Le vieux discours raciste de la menace d’invasions non blanches demeure actif

À Mayotte, la population est en majorité noire et musulmane, on en déduit que pour un homme blanc, la stérilisation de femmes noires et musulmanes est souhaitable. En France, par contre, à la même époque, Macron s’inquiétait de la baisse de la natalité. Je ne pense pas que la démographie ait été déracialisée, ni en France, ni au niveau mondial. Le vieux discours raciste de la menace d’invasions non blanches demeure actif.

Toujours dans Le ventre des femmes, vous exposez le choix stratégique de la France coloniale et esclavagiste, a fait entre « l’importation de la main d’œuvre » et sa reproduction. Pensez-vous que l’histoire se répète ?

Le choix stratégique de la France dans ses colonies esclavagistes a été d’importer de la main d’œuvre ». Dans les colonies post-esclavagistes de surexploiter la main d’œuvre, et en France de faire venir de la main d’œuvre de pays européens puis de ses ex-colonies dans des conditions affreuses d’exploitation et de racisme.

Maintenant, la France vieillit, c’est un fait, comme de nombreux pays. Qui va travailler ? Qui va payer les retraites ? Ces questions se posent dans un contexte de « victoire idéologique » du RN, de vote de lois inspirées par une idéologie de plus grande répression et d’ordre moral (contre le séparatisme, de surveillance, sur l’immigration). Le tournant autoritaire d’une part et néolibéral d’autre part, s’affirme, en France, en Europe et dans de nombreux pays.

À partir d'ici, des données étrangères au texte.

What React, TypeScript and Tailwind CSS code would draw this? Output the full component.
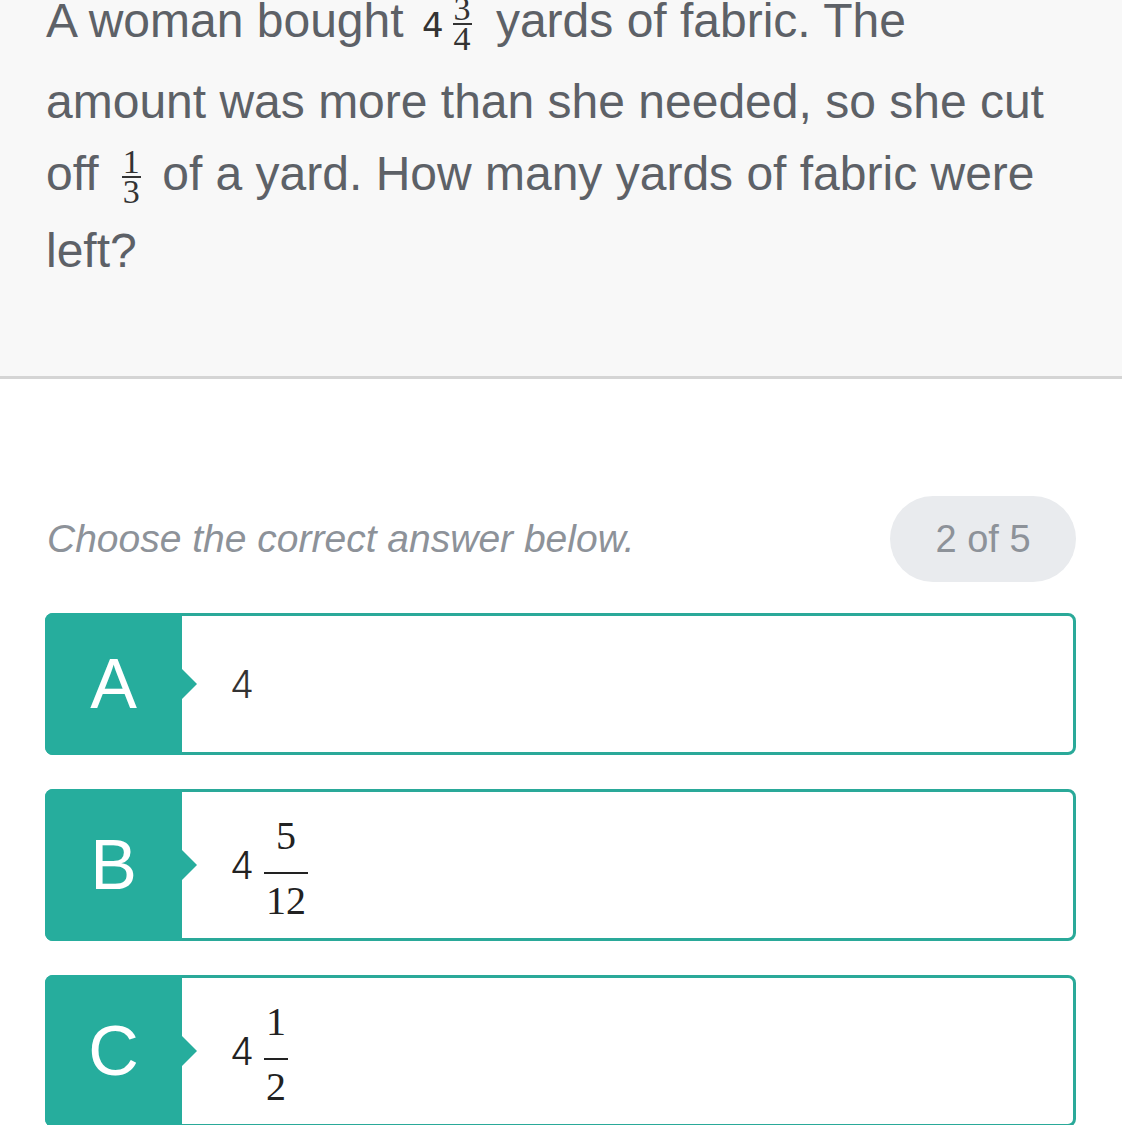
import React from "react";

const TEAL = "#26ad9d";

function InlineFrac({ n, d, className = "" }: { n: string; d: string; className?: string }) {
  return (
    <span
      className={`inline-flex flex-col items-center align-middle text-[34px] leading-[28px] font-['Liberation_Serif',serif] text-[#333] ${className}`}
    >
      <span className="px-[1px]">{n}</span>
      <span className="w-full border-t-[2px] border-[#333]" />
      <span className="px-[1px]">{d}</span>
    </span>
  );
}

function AnswerFrac({ whole, n, d }: { whole: string; n: string; d: string }) {
  return (
    <span className="flex items-center gap-[10px] text-[#222]">
      <span className="text-[38px] leading-none font-['Inter',sans-serif] font-light">{whole}</span>
      <span className="flex flex-col items-center translate-y-[3px] text-[40px] leading-[40px] font-['Liberation_Serif',serif]">
        <span className="px-[2px] mb-[16px]">{n}</span>
        <span className="w-full border-t-[2px] border-[#222]" />
        <span className="px-[2px] mt-[7px]">{d}</span>
      </span>
    </span>
  );
}

const OPTIONS = [
  {
    letter: "A",
    h: "h-[142px]",
    content: <span className="text-[38px] leading-none text-[#333] font-['Inter',sans-serif] font-light">4</span>,
  },
  { letter: "B", h: "h-[152px]", content: <AnswerFrac whole="4" n="5" d="12" /> },
  { letter: "C", h: "h-[152px]", content: <AnswerFrac whole="4" n="1" d="2" /> },
];

export default function App() {
  return (
    <div className="min-h-screen bg-white overflow-hidden font-['Liberation_Sans',Arial,sans-serif]">
      {/* Question */}
      <div className="bg-[#f8f8f8] border-b-[3px] border-[#d5d5d5] pl-[46px] pr-[40px] pb-[87px] text-[48px] leading-[77px] text-[#5d6167] whitespace-nowrap">
        <div className="h-[77px] -mt-[18px]">
          A woman bought{" "}
          <span className="ml-[5px] text-[34px] font-['DejaVu_Sans',sans-serif] text-[#333]">4</span>
          <InlineFrac n="3" d="4" className="ml-[9px] mr-[11px]" /> yards of fabric. The
        </div>
        <div className="h-[77px] mt-[4px]">amount was more than she needed, so she cut</div>
        <div className="h-[77px] -mt-[5px]">
          off <InlineFrac n="1" d="3" className="ml-[10px] mr-[8px]" /> of a yard. How many yards of fabric were
        </div>
        <div className="h-[77px]">left?</div>
      </div>

      {/* Prompt row */}
      <div className="mt-[117px] flex items-center justify-between pl-[47px] pr-[46px]">
        <p className="italic text-[39px] text-[#8d9299]">Choose the correct answer below.</p>
        <div className="h-[86px] w-[186px] rounded-full bg-[#e9ebee] flex items-center justify-center text-[38px] text-[#8d9299]">
          2 of 5
        </div>
      </div>

      {/* Options */}
      <div className="mt-[31px] pl-[45px] pr-[46px] flex flex-col gap-[34px]">
        {OPTIONS.map((opt) => (
          <div
            key={opt.letter}
            className={`flex ${opt.h} rounded-[8px] border-[3px] border-[#2aa999] bg-white`}
          >
            <div
              className="relative w-[137px] -ml-[3px] -my-[3px] rounded-l-[8px] flex items-center justify-center text-[70px] text-white"
              style={{ backgroundColor: TEAL }}
            >
              {opt.letter}
              <span className="absolute -right-[15px] top-1/2 -translate-y-1/2 w-0 h-0 border-y-[15px] border-y-transparent border-l-[15px] border-l-[#26ad9d]" />
            </div>
            <div className="flex items-center pl-[48px]">{opt.content}</div>
          </div>
        ))}
      </div>
    </div>
  );
}
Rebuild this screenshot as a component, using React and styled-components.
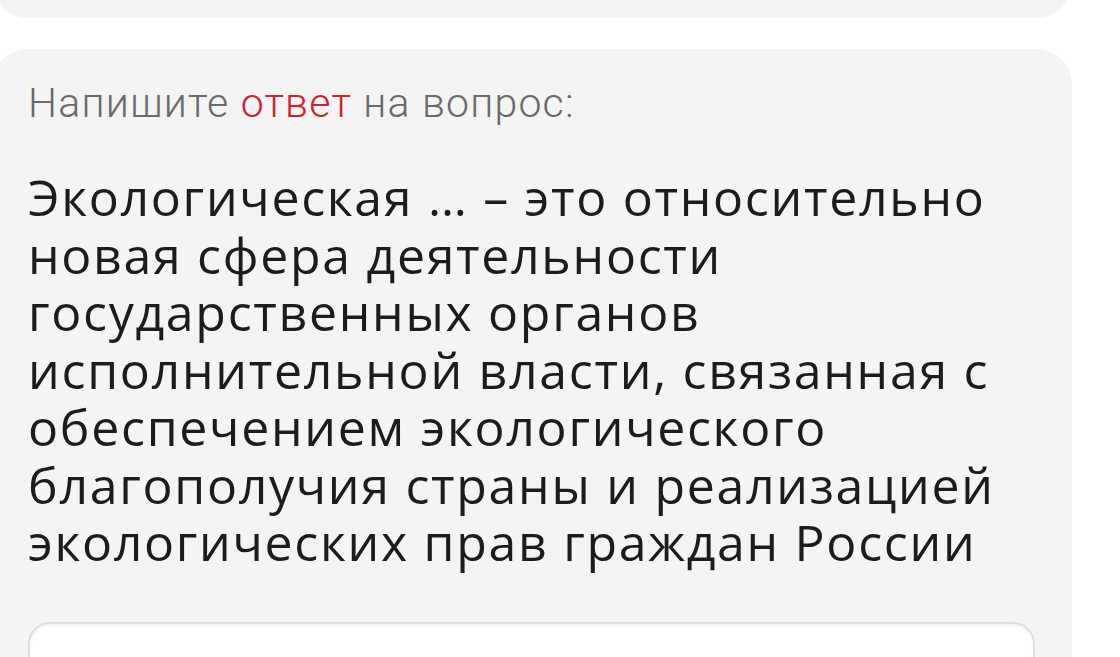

La question pour moi n’est pas tant que l’histoire se répète, mais que nous faisons face à des forces profondément réactionnaires

La question pour moi n’est pas tant que l’histoire se répète, mais que nous faisons face à des forces profondément réactionnaires, à un capitalisme qui détruit la planète et dont les conséquences sont plus graves dans les pays du Sud global, à des guerres destructrices.

On vit dans un monde où dans la bande de Gaza bombardée depuis des semaines par l’armée israélienne, le taux de fausses couches a augmenté de 300 %, où des femmes palestiniennes accouchent sans aide médicale, où le taux de fausses couches a augmenté de 300 %, où le nombre d’enfants tués est difficilement concevable.

Rien n’indique un réel souci pour les enfants ni pour leurs parents. Rien. Les expressions martiales n’aident en rien les personnes qui souhaitent avoir des enfants, ni les enfants.

À la fin de votre livre, vous mentionnez la cécité féministe sur cette question. Selon vous, que peut-on attendre en termes de mobilisation des organisations féministes ?

En France, des mouvements féministes ont réagi aux déclarations de Macron. Mais peut-être faudrait-il mieux mettre en lien avec ce qui se passe à Mayotte, ce qui se passe dans les banlieues, avec qui dirige et oriente la recherche médicale, avec l’économie qui paupérise et précarise. Un enfant naît dans un environnement social, culturel, iel ne naît pas pour servir la nation, mais pour devenir un être humain.